Liquidated damages clauses can be subject to post signature adjustments if both parties mutually agree to modify the contract terms. However, unilateral changes are generally unenforceable.

Judicial reformation may occur when a court alters or invalidates a liquidated damages provision due to it being unreasonable or punitive. Courts prefer to uphold reasonable clauses but will intervene to ensure fairness, especially if the original clause does not reflect a genuine pre-estimate of damages.

Are Liquidated Damages Clauses Common in Residential Lease Agreements?

Liquidated damages clauses are uncommon in residential lease agreements, as tenant protections often emphasize clear, fair handling of breaches.

Instead, security deposits typically serve to cover damages or unpaid rent, adhering to legal limits and return procedures.

These measures prioritize tenant rights and transparency, reducing reliance on predetermined penalty amounts.

Therefore, residential leases generally avoid liquidated damages clauses to maintain compliance with tenant protection laws and encourage equitable dispute resolution.

Do Liquidated Damages Clauses Apply to Oral Contracts in Minnesota?

Liquidated damages clauses can apply to oral agreements in Minnesota; however, enforcing such clauses is challenging due to evidentiary issues.

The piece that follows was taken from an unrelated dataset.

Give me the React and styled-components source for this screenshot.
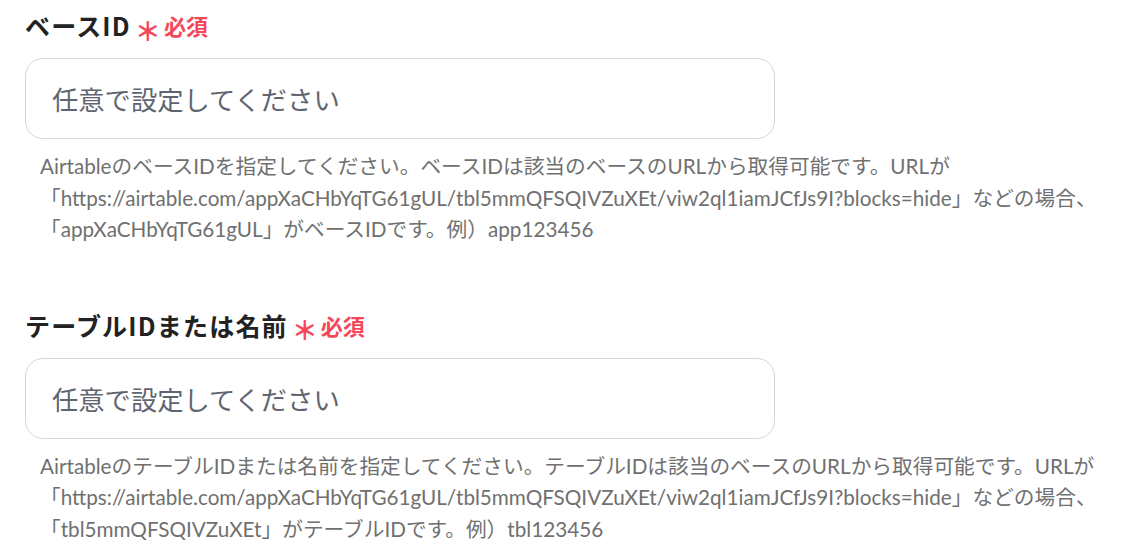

Minnesota courts often rely on parol evidence to interpret or enforce terms not clearly documented. Since oral agreements lack written proof, establishing the existence and specifics of a liquidated damages clause depends heavily on credible testimony and corroborating evidence, making enforcement less certain compared to written contracts.

How Do Liquidated Damages Clauses Affect Insurance Claims?

Liquidated damages clauses can influence insurance coverage by potentially affecting claim valuation. Insurers may scrutinize such clauses to determine if stipulated damages align with actual losses.

If the clause is deemed enforceable, it can establish a predetermined amount for claim valuation, simplifying settlement. However, if considered punitive or unenforceable, it might complicate coverage determination, leading insurers to assess claims based on actual damages rather than liquidated sums.